Among the observations Edelen shared:
● The “alternative parts” industry stands to benefit from a number of economic trends, including the turmoil among automakers and the closing of dealerships, which in some cases is hampering quick availability of new OEM parts. With the drop in new car sales comes an increase in the vehicle population, Edelen said. This in turn can fuel demand for used or non-OEM parts to keep older vehicles from being declared total losses, or to save money for cash-strapped vehicle-owners.
● A number of trends are driving down the number of accidents and insurance claims, Edelen said, including a drop in the overall total number of vehicle miles driven by Americans, which has surprisingly continued to decline even as recently as January, despite the drop in fuel prices.
● The government’s economic stimulus efforts include about $30 billion for highway and infrastructure improvements, and $16 billion for mass transit and high-speed rail projects. That will create jobs, Edelen said. but longer term “improved roads means fewer accident accidents,” and “more public transportation means less traffic and fewer accidents.”
● Insurers, Edelen said, often operate with “combined ratios” that exceed 100 – that is, their expenses and losses outpace their premium revenue. That’s fine when the companies’ investment income can offset such losses, he said, but as with individual investors, insurers are challenged right now to generate investment income. As auto insurers see combined ratios nearing or exceeding 100, he said, they will look for ways to trim expenses or raise revenue. Insurers entered the current downturn flush with cash from profitable years in 2006 and 2007, Edelen said, which is why the industry is among the most stable in the financial sector. But such “policyholder surplus” doesn’t last forever, and insurance premiums are beginning to rise, he said. In tough economic times, that generally results in higher deductibles and more uninsured motorists – more bad news for repairers who rely on insurance-paid work.
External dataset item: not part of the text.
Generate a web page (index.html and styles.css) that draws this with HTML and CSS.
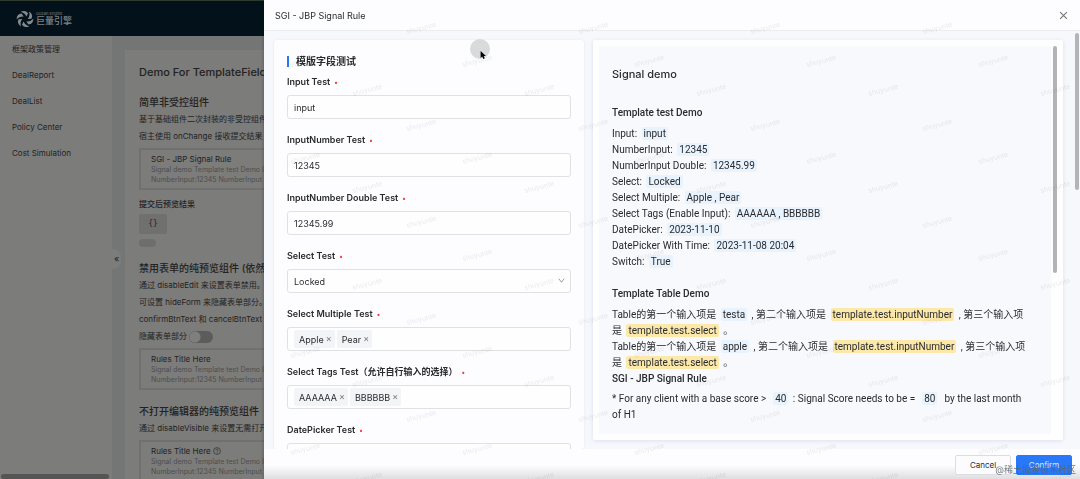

● Increased fuel efficiency and other clean air regulations are likely to result in more smaller, lighter cars, Edelen said, which also could contribute to an increase in total losses.
● Depending on which numbers you track, Edelen said, the total number of collision repair shops in the country is up, down or flat. Regardless, the declining accident rate will impact the industry, he said. Weather has helped give many markets a boost in the first quarter of 2009, he said; the second and third quarters of the year will give the industry “a more realistic view of the new economy.”
● How shops view (and likely will be impacted by) this may vary by shop size, Edelen said, pointing to the latest results of a quarterly CollisionWeek survey. In the fourth quarter of 2008, according to the survey, almost half of shops saw a decline in sales and 54 percent saw a decline in net earnings. But such drops were more pronounced among shops with annual sales below $1 million; 60 percent of those shops reported a drop in revenue, compared to 40 percent of shops with annual sales over $2 million. Less than one in 10 shops under $1 million said they planned to add staff in the next 90 days, while one in three shops over $2 million foresaw hiring in the short-term.
● When the economy will bounce back is tough to say, Edelen said. Government efforts to free up credit markets will work, he said, but how that will translate into new spending is unclear. “People are not going to be willing to load up personal debt the way that we as a country have for the last 15 years,” Edelen said. “They’re not going to be willing to do that for a good long time, perhaps until the middle of the next decade. That has a direct impact on consumption.” But some analysts, such R.L. Polk & Co., he said, are projecting demand for new cars to return to pre-crisis level by 2012.
● One upside for businesses, Edelen said, is that an unemployment rate that is likely to peak above 10 percent into next year means availability of talented people looking to work. One way to emerge from a downturn stronger, Edelen said, is to upgrade your staff now by seeking new talent and helping your current staff improve its skills and efficiency.
Edelen’s other prescriptions for making it through the downturn and emerging stronger were not dramatically different from those offered by others: cashflow management, targeted capital investment, a focus on creating value.
“Economic growth occurs whenever people take resources and rearrange them in ways that are more valuable,” Edelen said, quoting Stanford University economics professor Paul Romer. Romer, he said, compares it to cooking: taking ingredients that combine to more valuable than the sum of the recipe’s parts.
“Growth,” Edelen said, quoting Romer, “springs from better recipes, not just from more cooking.”